What you need to do —
Identify every line in the records below that contains the word "index", and reproduce each one.

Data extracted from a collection
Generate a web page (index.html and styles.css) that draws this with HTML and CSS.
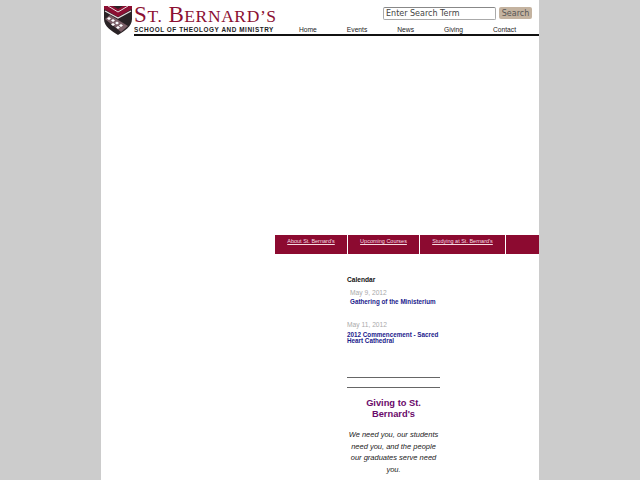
FILE: index.html
```html
<!DOCTYPE html>
<html lang="en">
<head>
<meta charset="utf-8">
<title>St. Bernard's School of Theology and Ministry</title>
<link rel="stylesheet" href="styles.css">
</head>
<body>
<div class="page">
  <header class="header">
    <a class="logo" href="#">
      <svg class="shield" width="28" height="30" viewBox="0 0 28 30">
        <path d="M0 1H28V14C28 22 20 26 14 30C8 26 0 22 0 14Z" fill="#2a2326"/>
        <path d="M0 1H9L14 4L19 1H28V4L14 12L0 4Z" fill="#8c1033"/>
        <path d="M1 6L14 13L27 6" fill="none" stroke="#e6dcdf" stroke-width="1.2"/>
        <path d="M4 1L14 7L24 1" fill="none" stroke="#e6dcdf" stroke-width="1"/>
        <path d="M1 14L6 10L24 21L17 27Z" fill="#7d6169"/>
        <path d="M5 12l2 1.500-2 1.500-2-1.500zM9 14l2 1.500-2 1.500-2-1.500zM13 16.500l2 1.500-2 1.500-2-1.500zM17 19l2 1.500-2 1.500-2-1.500zM9 18l2 1.500-2 1.500-2-1.500zM14 21l2 1.500-2 1.500-2-1.500z" fill="#fff"/>
      </svg>
      <span class="logo-text">
        <span class="logo-name"><span class="logo-cap">S</span>T.<span class="logo-cap logo-b">B</span>ERNARD’S</span>
        <span class="logo-sub">SCHOOL OF THEOLOGY AND MINISTRY</span>
      </span>
    </a>
    <div class="header-right">
      <form class="search">
        <input class="search-input" type="text" value="Enter Search Term">
        <button class="search-btn" type="button">Search</button>
      </form>
      <nav class="nav">
        <a href="#">Home</a><a href="#">Events</a><a href="#">News</a><a href="#">Giving</a><a href="#">Contact</a>
      </nav>
    </div>
  </header>
  <div class="tabs">
    <a class="tab tab-1" href="#">About St. Bernard's</a>
    <a class="tab tab-2" href="#">Upcoming Courses</a>
    <a class="tab tab-3" href="#">Studying at St. Bernard's</a>
    <span class="tab tab-4"></span>
  </div>
  <aside class="side">
    <h3 class="cal-title">Calendar</h3>
    <div class="event event-indent">
      <div class="date">May 9, 2012</div>
      <a class="event-link" href="#">Gathering of the Ministerium</a>
    </div>
    <div class="event">
      <div class="date date-wide">May 11, 2012</div>
      <a class="event-link" href="#">2012 Commencement - Sacred Heart Cathedral</a>
    </div>
    <hr class="rule rule-1">
    <hr class="rule rule-2">
    <h2 class="give-title">Giving to St. Bernard's</h2>
    <p class="give-text">We need you, our students need you, and the people our graduates serve need you.</p>
  </aside>
</div>
</body>
</html>
```

FILE: styles.css
```css
html, body { margin: 0; padding: 0; height: 100%; overflow: hidden; }
body { background: #ccc; font-family: "Liberation Sans", Arial, sans-serif; }
a { text-decoration: none; color: inherit; }
.page { width: 438px; height: 480px; margin-left: 101px; background: #fff; overflow: hidden; }
.header { display: flex; height: 36px; }
.logo { display: flex; flex: none; width: 174px; padding: 5px 0 0 3px; box-sizing: border-box; gap: 2px; }
.shield { flex: none; }
.logo-text { display: flex; flex: 1; min-width: 0; flex-direction: column; box-sizing: border-box; border-bottom: 2px solid #111; }
.logo-name { font-family: "Liberation Serif", serif; font-size: 17.5px; line-height: 19px; letter-spacing: 0.6px; color: #8c1033; white-space: nowrap; }
.logo-cap { font-size: 23px; }
.logo-b { margin-left: 6px; }
.logo-sub { font-size: 6.4px; font-weight: bold; line-height: 7px; letter-spacing: 0.55px; color: #222; white-space: nowrap; }
.header-right { flex: 1; display: flex; flex-direction: column; }
.search { display: flex; justify-content: flex-end; gap: 3px; padding: 7px 7px 0 0; height: 18px; }
.search-input { width: 107px; height: 11px; padding: 0 2px; margin: 0; border: 1px solid #aaa; border-top-color: #888; border-radius: 2px; font: 8px "DejaVu Sans", sans-serif; color: #444; box-sizing: content-box; }
.search-btn { width: 33px; height: 12px; padding: 0; border: 0; border-radius: 2px; background: #c4b3a0; color: #555; font: 8px "DejaVu Sans", sans-serif; }
.nav { display: flex; justify-content: space-between; align-items: center; height: 9px; padding: 0 23px 0 24px; border-bottom: 2px solid #111; font-size: 6.7px; color: #222; }
.tabs { display: flex; gap: 1px; height: 19px; margin: 199px 0 0 174px; }
.tab { display: flex; justify-content: center; height: 19px; padding-top: 3px; box-sizing: border-box; background: #8c0a30; color: #f5dbe2; font-size: 5.5px; text-decoration: underline; }
.tab-1 { width: 72px; }
.tab-2 { width: 71px; }
.tab-3 { width: 85px; }
.tab-4 { flex: 1; text-decoration: none; }
.side { width: 93px; margin: 22px 0 0 246px; }
.cal-title { margin: 0; font-size: 6.6px; line-height: 8px; color: #111; }
.event { margin-right: -3px; }
.event-indent { margin: 5px 0 16px 3px; }
.date { font-size: 6.7px; line-height: 8px; color: #aaa; margin-bottom: 2px; }
.date-wide { margin-bottom: 3px; }
.event-link { display: block; font-size: 6.3px; font-weight: bold; line-height: 6px; color: #1a1a8c; }
.rule { border: 0; height: 1px; background: #666; margin: 0; }
.rule-1 { margin-top: 33px; }
.rule-2 { margin-top: 9px; }
.give-title { margin: 10px 0 0; font-size: 9.3px; line-height: 11px; text-align: center; color: #6a0a6a; }
.give-text { margin: 9px 0 0; font-size: 7.5px; line-height: 11.5px; font-style: italic; text-align: center; color: #222; }
```
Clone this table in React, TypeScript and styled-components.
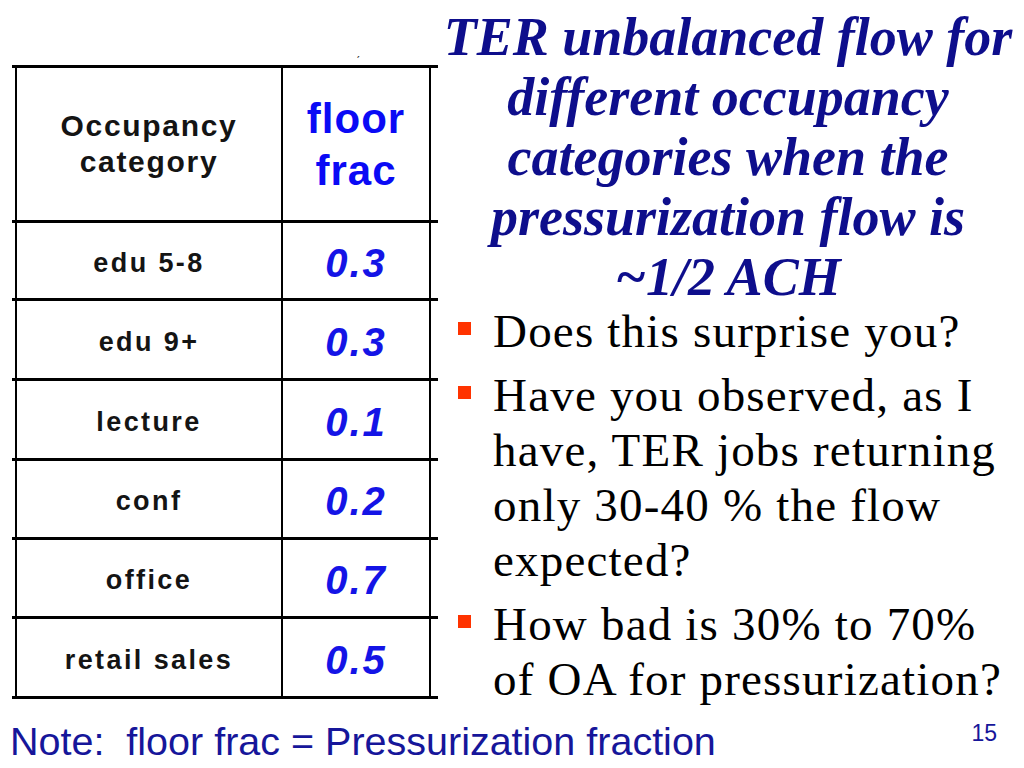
import React from "react";
import styled, { createGlobalStyle } from "styled-components";

const GlobalStyle = createGlobalStyle`
  html, body { margin: 0; padding: 0; background: #ffffff; }
  body { width: 1024px; height: 768px; overflow: hidden; }
`;

const Slide = styled.div`
  width: 1024px;
  height: 768px;
  display: flex;
  flex-direction: column;
  background: #ffffff;
`;

const Main = styled.div`
  height: 718px;
  display: grid;
  grid-template-columns: 440px 1fr;
`;

const LeftCol = styled.div`
  position: relative;
  padding: 65px 0 0 12px;
`;

const Tick = styled.span`
  position: absolute;
  left: 356px;
  top: 44px;
  font: 12px "Liberation Sans", Arial, sans-serif;
  color: #333;
`;

const Table = styled.div`
  width: 426px;
  border-bottom: 3px solid #000;
  font-family: "Liberation Sans", Arial, sans-serif;
`;

const Row = styled.div<{ $h: number }>`
  height: ${(p) => p.$h}px;
  box-sizing: border-box;
  border-top: 3px solid #000;
  display: grid;
  grid-template-columns: 266px 150px;
  padding-left: 3px;
`;

const CatCell = styled.div<{ $head?: boolean }>`
  border-left: 2px solid #000;
  display: flex;
  align-items: center;
  justify-content: center;
  text-align: center;
  color: #141414;
  font-weight: 700;
  font-size: ${(p) => (p.$head ? 30 : 27)}px;
  line-height: ${(p) => (p.$head ? 36 : 30)}px;
  letter-spacing: ${(p) => (p.$head ? 1.7 : 2.4)}px;
  padding-top: ${(p) => (p.$head ? 0 : 4)}px;
`;

const ValCell = styled.div<{ $head?: boolean }>`
  border-left: 2px solid #000;
  border-right: 2px solid #000;
  display: flex;
  align-items: center;
  justify-content: center;
  text-align: center;
  color: ${(p) => (p.$head ? "#0a0af5" : "#1414e6")};
  font-weight: 700;
  font-style: ${(p) => (p.$head ? "normal" : "italic")};
  font-size: ${(p) => (p.$head ? 42 : 40)}px;
  line-height: ${(p) => (p.$head ? 52 : 40)}px;
  letter-spacing: ${(p) => (p.$head ? 1 : 2)}px;
  padding-top: ${(p) => (p.$head ? 2 : 4)}px;
`;

const RightCol = styled.div`
  padding: 7px 8px 0 0;
`;

const Title = styled.h1`
  margin: 0;
  text-align: center;
  font-family: "Liberation Serif", "Times New Roman", serif;
  font-style: italic;
  font-weight: 700;
  font-size: 54px;
  line-height: 60px;
  color: #0e0e8c;
`;

const Bullets = styled.ul`
  list-style: none;
  margin: -3px 0 0 0;
  padding: 0 0 0 18px;
  display: flex;
  flex-direction: column;
  gap: 9px;
`;

const Item = styled.li`
  display: grid;
  grid-template-columns: 35px 1fr;
  font-family: "Liberation Serif", "Times New Roman", serif;
  font-size: 47px;
  line-height: 55px;
  letter-spacing: 1.2px;
  color: #000;
`;

const Marker = styled.span`
  width: 13px;
  height: 13px;
  margin-top: 18px;
  background: #ff3300;
`;

const Line = styled.span`
  display: block;
  white-space: nowrap;
`;

const Footer = styled.div`
  flex: 1;
  display: flex;
  justify-content: space-between;
  align-items: flex-start;
  padding: 0 27px 0 10px;
  font-family: "Liberation Sans", Arial, sans-serif;
  color: #16169a;
`;

const Note = styled.div`
  font-size: 39.5px;
  line-height: 46px;
  white-space: pre;
`;

const PageNum = styled.div`
  font-size: 23px;
  line-height: 23px;
  margin-top: 4px;
`;

const rows: [string, string, number][] = [
  ["edu 5-8", "0.3", 78],
  ["edu 9+", "0.3", 80],
  ["lecture", "0.1", 80],
  ["conf", "0.2", 79],
  ["office", "0.7", 79],
  ["retail sales", "0.5", 80],
];

const bullets: string[][] = [
  ["Does this surprise you?"],
  ["Have you observed, as I", "have, TER jobs returning", "only 30-40 % the flow", "expected?"],
  ["How bad is 30% to 70%", "of OA for pressurization?"],
];

export default function App() {
  return (
    <Slide>
      <GlobalStyle />
      <Main>
        <LeftCol>
          <Tick>ˏ</Tick>
          <Table>
            <Row $h={155}>
              <CatCell $head>
                Occupancy
                <br />
                category
              </CatCell>
              <ValCell $head>
                floor
                <br />
                frac
              </ValCell>
            </Row>
            {rows.map(([cat, val, h]) => (
              <Row key={cat} $h={h}>
                <CatCell>{cat}</CatCell>
                <ValCell>{val}</ValCell>
              </Row>
            ))}
          </Table>
        </LeftCol>
        <RightCol>
          <Title>
            TER unbalanced flow for
            <br />
            different occupancy
            <br />
            categories when the
            <br />
            pressurization flow is
            <br />
            ~1/2 ACH
          </Title>
          <Bullets>
            {bullets.map((lines, i) => (
              <Item key={i}>
                <Marker />
                <div>
                  {lines.map((l) => (
                    <Line key={l}>{l}</Line>
                  ))}
                </div>
              </Item>
            ))}
          </Bullets>
        </RightCol>
      </Main>
      <Footer>
        <Note>Note:  floor frac = Pressurization fraction</Note>
        <PageNum>15</PageNum>
      </Footer>
    </Slide>
  );
}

Exercise response —
Generate a web page (index.html and styles.css) that draws this with HTML and CSS.
FILE: index.html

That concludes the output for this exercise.